• **Problem to work on**:
Check each line for the string "index". Give only the count of lines that have it.

• **Given data**:
* * * * * * * * *
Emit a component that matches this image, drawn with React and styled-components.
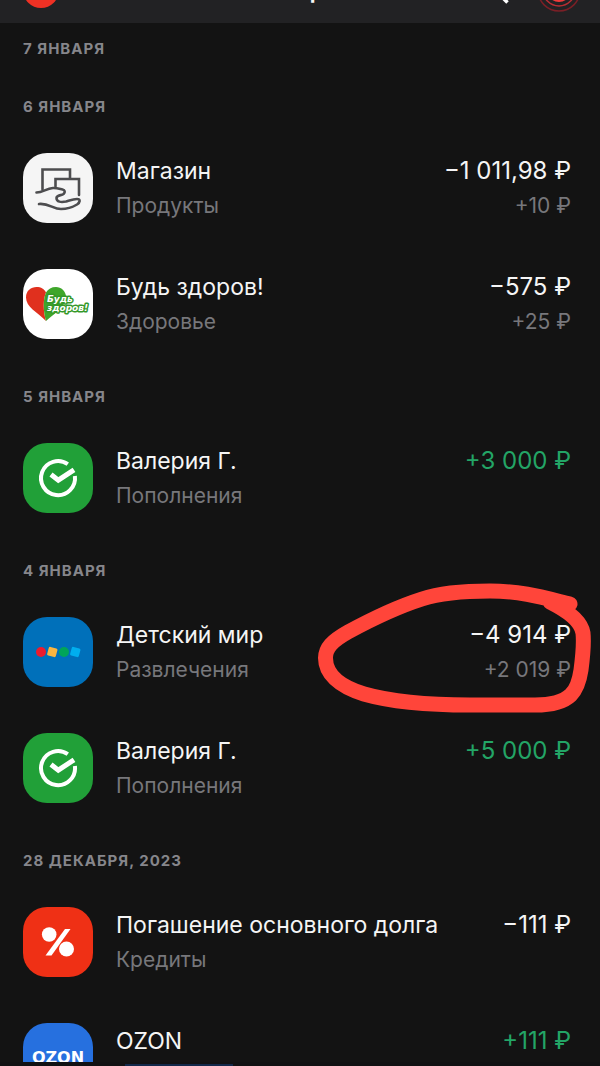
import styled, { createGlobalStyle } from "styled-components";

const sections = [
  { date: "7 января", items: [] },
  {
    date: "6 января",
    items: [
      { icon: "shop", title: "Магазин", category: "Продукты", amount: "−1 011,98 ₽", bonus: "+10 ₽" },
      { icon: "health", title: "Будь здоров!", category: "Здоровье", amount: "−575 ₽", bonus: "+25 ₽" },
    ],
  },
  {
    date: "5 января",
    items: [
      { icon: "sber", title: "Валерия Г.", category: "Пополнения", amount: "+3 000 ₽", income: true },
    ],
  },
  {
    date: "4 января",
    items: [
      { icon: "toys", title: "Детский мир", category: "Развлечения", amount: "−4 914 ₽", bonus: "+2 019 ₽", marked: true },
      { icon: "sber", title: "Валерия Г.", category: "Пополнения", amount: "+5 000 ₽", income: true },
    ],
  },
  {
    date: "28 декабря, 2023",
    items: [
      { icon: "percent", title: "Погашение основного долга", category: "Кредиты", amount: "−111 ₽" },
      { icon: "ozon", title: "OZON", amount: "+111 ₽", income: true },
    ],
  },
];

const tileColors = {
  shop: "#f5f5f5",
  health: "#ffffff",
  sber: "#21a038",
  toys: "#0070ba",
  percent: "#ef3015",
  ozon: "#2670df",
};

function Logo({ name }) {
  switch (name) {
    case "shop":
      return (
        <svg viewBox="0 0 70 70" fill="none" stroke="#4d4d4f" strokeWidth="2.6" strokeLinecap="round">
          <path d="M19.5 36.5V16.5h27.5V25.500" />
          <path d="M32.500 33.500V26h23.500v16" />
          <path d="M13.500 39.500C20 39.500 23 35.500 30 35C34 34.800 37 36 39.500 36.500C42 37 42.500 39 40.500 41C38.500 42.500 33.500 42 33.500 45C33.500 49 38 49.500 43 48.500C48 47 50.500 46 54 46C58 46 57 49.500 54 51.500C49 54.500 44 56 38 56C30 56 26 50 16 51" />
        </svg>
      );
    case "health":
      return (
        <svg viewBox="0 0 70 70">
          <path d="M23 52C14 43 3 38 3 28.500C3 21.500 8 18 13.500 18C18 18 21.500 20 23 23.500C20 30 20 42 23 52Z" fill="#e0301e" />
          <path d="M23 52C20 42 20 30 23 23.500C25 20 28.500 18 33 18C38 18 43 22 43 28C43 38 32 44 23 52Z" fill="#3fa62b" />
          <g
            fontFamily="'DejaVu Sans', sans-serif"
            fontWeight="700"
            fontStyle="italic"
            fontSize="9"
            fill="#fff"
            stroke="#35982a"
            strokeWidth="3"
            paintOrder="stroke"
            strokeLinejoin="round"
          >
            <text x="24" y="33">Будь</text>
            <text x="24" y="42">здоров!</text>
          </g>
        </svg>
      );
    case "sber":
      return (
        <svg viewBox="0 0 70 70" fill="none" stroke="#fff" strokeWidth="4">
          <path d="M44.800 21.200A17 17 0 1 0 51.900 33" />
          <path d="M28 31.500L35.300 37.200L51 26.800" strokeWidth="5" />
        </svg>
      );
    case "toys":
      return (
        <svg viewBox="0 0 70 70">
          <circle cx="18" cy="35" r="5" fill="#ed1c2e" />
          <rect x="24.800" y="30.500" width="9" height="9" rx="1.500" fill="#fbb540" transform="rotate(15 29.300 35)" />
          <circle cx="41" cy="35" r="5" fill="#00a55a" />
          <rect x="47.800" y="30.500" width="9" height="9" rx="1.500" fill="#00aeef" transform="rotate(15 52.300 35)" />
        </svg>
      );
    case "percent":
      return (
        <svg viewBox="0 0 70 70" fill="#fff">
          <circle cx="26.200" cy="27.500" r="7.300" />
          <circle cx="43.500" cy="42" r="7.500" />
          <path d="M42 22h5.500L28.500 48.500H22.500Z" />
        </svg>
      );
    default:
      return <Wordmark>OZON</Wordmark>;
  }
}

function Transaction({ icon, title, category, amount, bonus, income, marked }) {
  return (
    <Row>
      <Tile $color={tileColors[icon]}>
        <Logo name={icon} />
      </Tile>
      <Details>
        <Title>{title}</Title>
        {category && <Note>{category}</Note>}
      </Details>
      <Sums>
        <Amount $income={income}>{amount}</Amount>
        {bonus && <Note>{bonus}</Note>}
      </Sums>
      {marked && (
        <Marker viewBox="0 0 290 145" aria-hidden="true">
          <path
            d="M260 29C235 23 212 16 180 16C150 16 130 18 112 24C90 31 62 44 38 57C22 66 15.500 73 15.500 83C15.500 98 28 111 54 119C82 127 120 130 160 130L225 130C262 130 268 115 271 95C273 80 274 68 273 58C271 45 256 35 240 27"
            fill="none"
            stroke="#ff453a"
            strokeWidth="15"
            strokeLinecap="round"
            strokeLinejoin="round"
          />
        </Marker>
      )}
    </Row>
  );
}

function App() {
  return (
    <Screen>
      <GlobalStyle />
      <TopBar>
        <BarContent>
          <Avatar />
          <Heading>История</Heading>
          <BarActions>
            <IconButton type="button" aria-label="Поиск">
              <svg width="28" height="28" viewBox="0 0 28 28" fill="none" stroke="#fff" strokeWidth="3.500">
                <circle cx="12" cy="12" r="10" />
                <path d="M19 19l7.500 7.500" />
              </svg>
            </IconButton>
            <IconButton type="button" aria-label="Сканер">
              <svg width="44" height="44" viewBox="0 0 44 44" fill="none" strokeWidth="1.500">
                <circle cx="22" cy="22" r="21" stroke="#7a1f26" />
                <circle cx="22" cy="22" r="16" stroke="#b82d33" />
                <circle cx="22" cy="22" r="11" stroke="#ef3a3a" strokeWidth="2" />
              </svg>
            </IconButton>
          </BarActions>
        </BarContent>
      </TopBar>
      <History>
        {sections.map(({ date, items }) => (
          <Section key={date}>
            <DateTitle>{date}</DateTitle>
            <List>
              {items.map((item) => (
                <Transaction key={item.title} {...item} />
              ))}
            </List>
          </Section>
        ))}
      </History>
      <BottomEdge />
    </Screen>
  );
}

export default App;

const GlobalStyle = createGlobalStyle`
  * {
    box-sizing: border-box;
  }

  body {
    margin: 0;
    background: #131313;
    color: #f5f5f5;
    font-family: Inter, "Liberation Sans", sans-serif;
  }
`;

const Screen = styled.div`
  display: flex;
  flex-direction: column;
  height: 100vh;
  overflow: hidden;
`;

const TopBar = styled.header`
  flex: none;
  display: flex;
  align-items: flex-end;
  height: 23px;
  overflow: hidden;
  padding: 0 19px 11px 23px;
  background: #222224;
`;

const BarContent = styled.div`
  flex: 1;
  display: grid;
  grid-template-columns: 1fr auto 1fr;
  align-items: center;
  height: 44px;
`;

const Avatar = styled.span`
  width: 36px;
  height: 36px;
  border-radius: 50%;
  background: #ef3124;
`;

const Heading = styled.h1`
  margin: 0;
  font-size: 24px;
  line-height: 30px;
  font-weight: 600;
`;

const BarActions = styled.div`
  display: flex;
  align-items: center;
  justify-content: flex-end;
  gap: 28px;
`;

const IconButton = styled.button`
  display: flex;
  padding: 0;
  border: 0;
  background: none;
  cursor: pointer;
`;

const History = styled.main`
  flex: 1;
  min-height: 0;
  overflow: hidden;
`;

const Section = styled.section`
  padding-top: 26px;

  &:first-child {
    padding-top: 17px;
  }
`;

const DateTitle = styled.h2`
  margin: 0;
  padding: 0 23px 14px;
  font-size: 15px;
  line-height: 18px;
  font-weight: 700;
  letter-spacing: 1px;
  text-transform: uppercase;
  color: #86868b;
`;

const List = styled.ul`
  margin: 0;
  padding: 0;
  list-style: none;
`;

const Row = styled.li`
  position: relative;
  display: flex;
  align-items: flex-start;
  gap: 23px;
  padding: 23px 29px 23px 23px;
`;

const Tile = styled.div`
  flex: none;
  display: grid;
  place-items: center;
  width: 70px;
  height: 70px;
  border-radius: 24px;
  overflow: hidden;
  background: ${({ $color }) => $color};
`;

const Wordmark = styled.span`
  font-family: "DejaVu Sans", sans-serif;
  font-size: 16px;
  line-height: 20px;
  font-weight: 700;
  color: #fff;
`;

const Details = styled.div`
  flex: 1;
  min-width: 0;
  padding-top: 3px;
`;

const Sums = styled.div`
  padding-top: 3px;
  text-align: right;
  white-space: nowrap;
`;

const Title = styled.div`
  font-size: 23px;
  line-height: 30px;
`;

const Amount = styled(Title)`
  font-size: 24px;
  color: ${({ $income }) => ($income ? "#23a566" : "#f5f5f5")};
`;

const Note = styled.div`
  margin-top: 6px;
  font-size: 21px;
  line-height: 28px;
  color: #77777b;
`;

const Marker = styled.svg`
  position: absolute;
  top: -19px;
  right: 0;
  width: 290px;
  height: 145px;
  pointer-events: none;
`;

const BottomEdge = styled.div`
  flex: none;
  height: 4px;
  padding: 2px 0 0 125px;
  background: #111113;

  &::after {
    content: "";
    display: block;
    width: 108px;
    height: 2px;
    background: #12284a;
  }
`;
* * * * * * * * *
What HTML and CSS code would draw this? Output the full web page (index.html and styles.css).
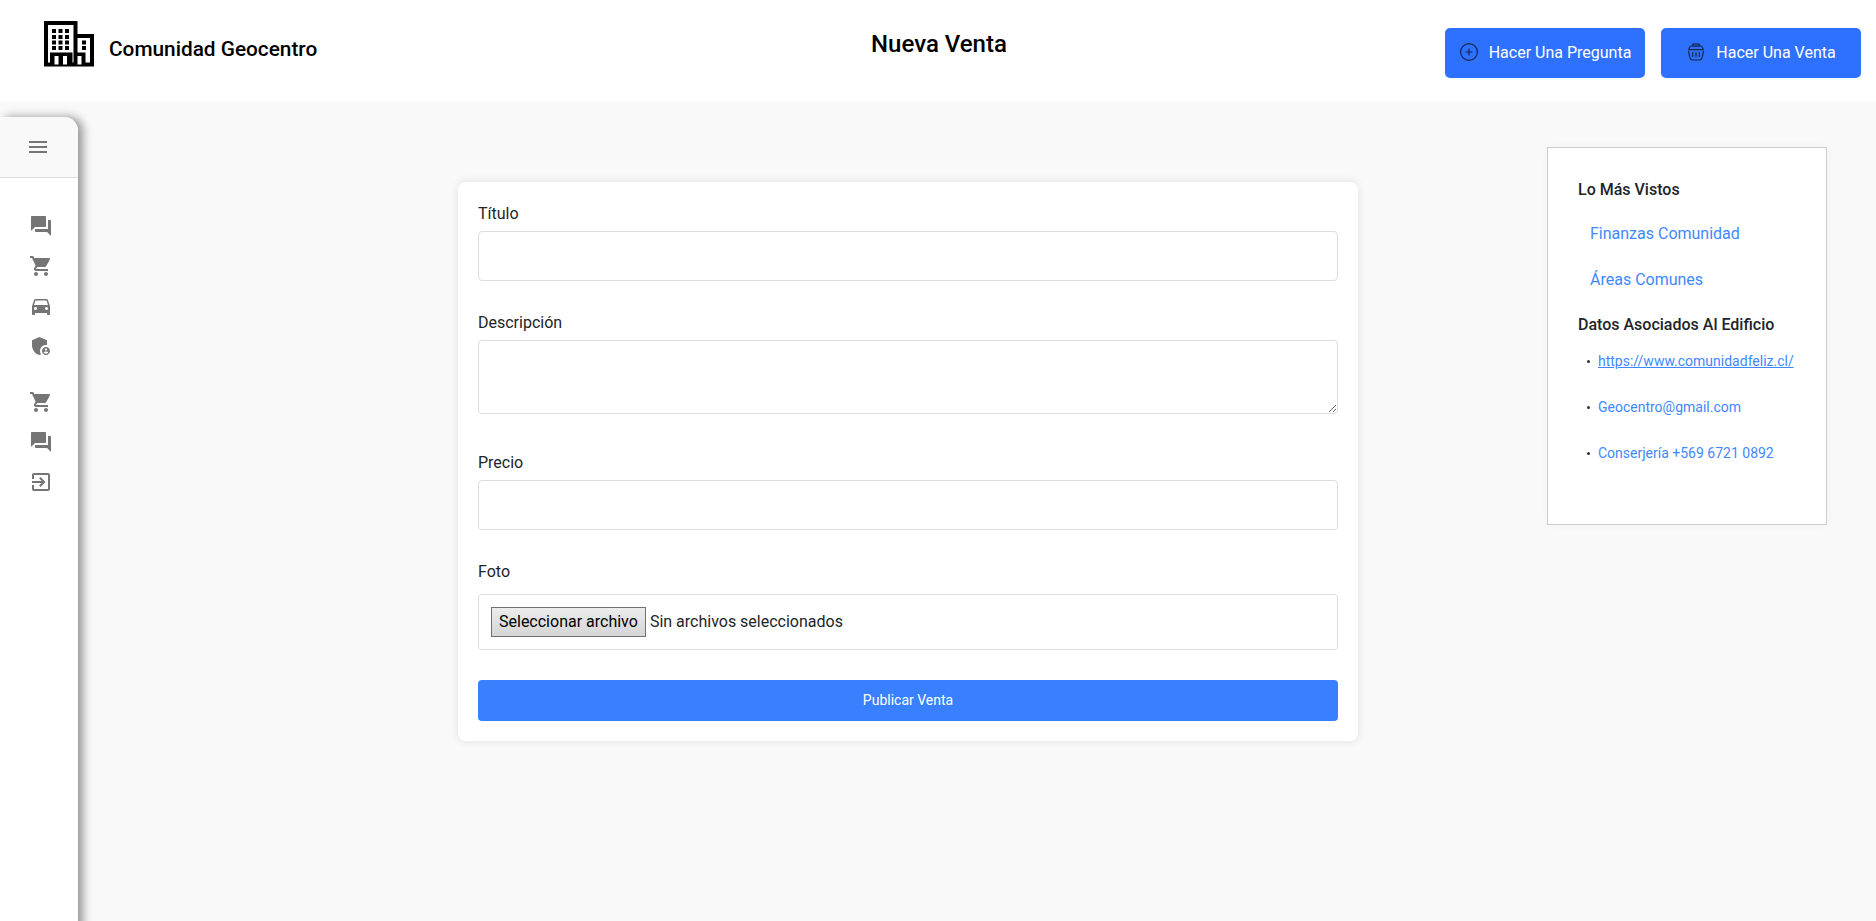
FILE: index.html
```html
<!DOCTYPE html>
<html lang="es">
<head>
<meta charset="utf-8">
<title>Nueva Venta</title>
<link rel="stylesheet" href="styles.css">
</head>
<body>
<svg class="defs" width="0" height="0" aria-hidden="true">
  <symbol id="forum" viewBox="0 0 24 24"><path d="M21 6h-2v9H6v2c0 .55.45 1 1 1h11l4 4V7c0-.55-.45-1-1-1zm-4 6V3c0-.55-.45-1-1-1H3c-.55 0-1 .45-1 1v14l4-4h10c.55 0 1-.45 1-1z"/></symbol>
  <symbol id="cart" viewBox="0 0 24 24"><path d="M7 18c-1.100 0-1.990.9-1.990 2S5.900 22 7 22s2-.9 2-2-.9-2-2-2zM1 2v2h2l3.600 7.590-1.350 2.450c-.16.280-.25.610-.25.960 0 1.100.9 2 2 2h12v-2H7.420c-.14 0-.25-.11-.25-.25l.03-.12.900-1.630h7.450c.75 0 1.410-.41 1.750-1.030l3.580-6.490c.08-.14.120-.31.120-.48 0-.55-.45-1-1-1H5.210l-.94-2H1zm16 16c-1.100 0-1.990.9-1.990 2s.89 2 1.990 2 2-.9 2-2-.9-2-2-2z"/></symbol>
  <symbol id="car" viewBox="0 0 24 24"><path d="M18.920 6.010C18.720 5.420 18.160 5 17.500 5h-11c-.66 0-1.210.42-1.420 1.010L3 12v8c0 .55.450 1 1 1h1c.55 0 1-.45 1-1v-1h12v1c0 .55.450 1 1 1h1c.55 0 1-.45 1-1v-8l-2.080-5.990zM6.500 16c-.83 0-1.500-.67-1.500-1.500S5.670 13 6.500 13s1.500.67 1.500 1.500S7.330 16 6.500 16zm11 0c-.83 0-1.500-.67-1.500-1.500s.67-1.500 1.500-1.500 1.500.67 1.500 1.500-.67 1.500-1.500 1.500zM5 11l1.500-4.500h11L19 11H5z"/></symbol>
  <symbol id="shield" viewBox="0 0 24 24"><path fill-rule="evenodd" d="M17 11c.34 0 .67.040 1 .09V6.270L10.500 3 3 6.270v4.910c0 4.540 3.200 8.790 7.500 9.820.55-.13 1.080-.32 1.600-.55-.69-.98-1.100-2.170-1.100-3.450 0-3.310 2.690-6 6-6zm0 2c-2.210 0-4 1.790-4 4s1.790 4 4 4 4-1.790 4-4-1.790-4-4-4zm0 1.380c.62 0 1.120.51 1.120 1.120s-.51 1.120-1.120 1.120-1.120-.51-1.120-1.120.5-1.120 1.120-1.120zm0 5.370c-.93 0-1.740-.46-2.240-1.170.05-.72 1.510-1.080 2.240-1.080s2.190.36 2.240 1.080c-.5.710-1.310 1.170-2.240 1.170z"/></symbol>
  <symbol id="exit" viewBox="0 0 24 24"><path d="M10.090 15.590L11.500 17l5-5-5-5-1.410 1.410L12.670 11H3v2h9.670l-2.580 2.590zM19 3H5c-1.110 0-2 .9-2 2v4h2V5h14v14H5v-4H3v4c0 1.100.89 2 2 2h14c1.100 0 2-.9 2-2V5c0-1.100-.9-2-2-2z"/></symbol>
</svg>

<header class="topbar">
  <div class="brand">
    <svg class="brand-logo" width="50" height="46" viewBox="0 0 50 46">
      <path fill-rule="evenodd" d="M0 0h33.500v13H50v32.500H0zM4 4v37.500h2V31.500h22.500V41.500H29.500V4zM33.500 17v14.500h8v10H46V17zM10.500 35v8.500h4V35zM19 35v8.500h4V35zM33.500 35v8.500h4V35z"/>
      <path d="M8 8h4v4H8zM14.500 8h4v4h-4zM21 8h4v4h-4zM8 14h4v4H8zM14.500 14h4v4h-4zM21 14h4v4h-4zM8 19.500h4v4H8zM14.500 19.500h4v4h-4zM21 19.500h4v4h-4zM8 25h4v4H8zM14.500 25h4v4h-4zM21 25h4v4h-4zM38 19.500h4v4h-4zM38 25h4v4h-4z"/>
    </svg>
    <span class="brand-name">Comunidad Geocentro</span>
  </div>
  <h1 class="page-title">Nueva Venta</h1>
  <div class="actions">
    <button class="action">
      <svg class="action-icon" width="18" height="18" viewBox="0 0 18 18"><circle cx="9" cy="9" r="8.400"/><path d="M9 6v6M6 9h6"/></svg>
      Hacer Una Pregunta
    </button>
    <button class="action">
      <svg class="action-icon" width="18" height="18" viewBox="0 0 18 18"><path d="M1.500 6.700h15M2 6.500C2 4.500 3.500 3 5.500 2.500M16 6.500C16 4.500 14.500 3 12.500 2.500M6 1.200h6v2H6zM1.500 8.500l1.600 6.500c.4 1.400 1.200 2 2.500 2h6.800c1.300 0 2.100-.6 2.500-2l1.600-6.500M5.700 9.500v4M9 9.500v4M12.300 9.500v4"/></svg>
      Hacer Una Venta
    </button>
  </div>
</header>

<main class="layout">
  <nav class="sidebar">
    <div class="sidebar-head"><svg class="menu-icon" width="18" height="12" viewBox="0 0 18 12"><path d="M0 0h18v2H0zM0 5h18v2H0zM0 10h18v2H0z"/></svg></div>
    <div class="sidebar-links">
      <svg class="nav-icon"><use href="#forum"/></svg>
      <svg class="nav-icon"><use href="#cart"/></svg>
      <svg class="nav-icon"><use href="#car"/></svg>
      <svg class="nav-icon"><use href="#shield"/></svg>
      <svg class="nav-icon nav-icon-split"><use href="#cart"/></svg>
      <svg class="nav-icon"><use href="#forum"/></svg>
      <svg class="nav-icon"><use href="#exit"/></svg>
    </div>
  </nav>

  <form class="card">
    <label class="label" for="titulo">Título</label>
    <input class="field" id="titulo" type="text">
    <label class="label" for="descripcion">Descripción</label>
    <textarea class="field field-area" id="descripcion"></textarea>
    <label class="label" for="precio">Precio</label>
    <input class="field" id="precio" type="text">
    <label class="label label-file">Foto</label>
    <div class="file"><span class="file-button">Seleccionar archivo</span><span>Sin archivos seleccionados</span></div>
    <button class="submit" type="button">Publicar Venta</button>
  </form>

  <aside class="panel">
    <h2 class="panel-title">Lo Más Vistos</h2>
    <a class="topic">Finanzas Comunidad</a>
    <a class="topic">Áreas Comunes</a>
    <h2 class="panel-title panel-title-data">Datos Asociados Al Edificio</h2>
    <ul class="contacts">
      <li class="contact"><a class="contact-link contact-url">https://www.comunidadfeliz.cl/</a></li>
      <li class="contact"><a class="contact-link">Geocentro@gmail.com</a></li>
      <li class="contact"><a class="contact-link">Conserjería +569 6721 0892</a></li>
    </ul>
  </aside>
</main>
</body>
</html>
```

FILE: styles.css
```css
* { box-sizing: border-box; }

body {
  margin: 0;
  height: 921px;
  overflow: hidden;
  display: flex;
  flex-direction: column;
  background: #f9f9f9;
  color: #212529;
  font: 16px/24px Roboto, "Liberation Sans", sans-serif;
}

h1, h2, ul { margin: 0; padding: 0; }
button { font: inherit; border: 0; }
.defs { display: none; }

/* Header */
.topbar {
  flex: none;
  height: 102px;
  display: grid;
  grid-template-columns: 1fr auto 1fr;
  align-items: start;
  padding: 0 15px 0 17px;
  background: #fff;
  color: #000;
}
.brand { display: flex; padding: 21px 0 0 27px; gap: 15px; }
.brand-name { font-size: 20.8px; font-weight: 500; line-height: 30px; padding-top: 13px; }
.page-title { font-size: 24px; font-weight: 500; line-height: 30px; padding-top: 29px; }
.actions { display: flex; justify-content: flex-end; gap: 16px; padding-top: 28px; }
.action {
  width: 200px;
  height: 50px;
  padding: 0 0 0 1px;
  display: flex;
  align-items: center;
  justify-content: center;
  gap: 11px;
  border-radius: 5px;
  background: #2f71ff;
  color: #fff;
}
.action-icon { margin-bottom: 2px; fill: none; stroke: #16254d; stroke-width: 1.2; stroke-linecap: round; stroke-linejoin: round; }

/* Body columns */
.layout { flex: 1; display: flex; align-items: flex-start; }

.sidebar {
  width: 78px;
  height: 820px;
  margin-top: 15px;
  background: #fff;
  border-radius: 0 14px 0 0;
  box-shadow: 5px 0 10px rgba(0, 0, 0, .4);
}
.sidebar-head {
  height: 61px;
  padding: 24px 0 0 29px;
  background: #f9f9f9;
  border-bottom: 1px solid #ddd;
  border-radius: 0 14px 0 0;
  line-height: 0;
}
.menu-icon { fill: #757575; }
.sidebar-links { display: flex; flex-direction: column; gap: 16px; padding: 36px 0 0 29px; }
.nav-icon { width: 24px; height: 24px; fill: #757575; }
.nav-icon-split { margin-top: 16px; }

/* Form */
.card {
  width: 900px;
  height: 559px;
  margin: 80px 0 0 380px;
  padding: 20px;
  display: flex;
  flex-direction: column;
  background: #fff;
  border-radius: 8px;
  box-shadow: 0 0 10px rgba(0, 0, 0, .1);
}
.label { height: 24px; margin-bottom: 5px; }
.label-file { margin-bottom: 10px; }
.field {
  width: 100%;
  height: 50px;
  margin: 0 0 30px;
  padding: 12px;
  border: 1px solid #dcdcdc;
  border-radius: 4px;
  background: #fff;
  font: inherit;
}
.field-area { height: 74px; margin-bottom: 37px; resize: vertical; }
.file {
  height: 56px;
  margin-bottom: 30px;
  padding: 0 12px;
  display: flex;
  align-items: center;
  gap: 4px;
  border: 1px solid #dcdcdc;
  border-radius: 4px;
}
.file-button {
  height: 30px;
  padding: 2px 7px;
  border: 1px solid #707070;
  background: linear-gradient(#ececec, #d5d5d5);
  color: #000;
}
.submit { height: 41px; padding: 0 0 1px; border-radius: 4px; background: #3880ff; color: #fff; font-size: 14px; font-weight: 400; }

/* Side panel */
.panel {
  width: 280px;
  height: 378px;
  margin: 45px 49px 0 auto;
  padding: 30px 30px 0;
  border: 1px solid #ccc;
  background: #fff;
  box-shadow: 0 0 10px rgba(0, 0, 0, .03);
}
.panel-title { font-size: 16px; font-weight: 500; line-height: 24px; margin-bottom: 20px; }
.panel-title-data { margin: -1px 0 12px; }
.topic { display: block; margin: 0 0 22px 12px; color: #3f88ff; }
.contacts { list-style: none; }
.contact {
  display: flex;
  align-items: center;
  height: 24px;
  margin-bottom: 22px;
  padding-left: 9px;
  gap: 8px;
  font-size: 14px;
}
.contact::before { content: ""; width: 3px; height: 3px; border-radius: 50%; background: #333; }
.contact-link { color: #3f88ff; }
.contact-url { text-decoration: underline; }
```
* * * * * * * * *
• **Reply**:
2